On February 25, 1999, the FTC granted early termination of the waiting period
under the United States Hart-Scott-Rodino Antitrust Improvements Act of 1976 in
respect of the tender offer launched on February 22, 1999 by Delta's wholly
owned subsidiary, Delta Sub, Inc., for all outstanding shares of common stock of
ASA Holdings.
As previously announced, the tender offer is being made pursuant to the
terms of a Merger Agreement among Delta, Delta Sub and ASA Holdings, parent
company of Delta Connection partner carrier Atlantic Southeast Airlines (ASA).

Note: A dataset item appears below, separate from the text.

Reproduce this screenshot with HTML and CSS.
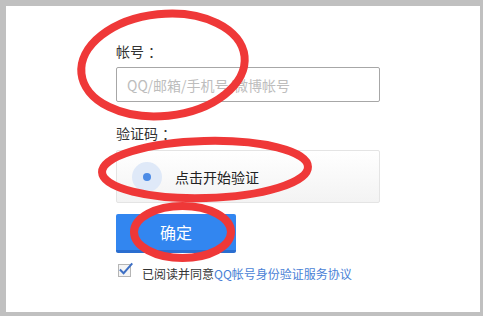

The offer and withdrawal rights will expire at 12:00 midnight, New York City
time, on March 19, 1999, unless the offer is extended. Delta intends to operate
ASA as a wholly owned subsidiary.
Delta, named Airline of the Year by Air Transport World magazine, is
the world's most flown carrier. More than 105 million passengers traveled on
Delta in 1998. Delta, Delta Express, the Delta Shuttle, the Delta Connection
carriers and Delta's Worldwide Partners operate 5,211 flights each day to 353
cities in 56 countries.
ASA Holdings, Inc. operates ASA, Inc., Atlanta's largest regional air
carrier with service to 37 markets, and offers service to 21 airports from its
second hub at Dallas/Fort Worth, Texas. ASA, which was founded in 1979, has
operated as a Delta Connection carrier since 1984. It has a fleet of 88 aircraft
with 2,673 employees based in 40 cities.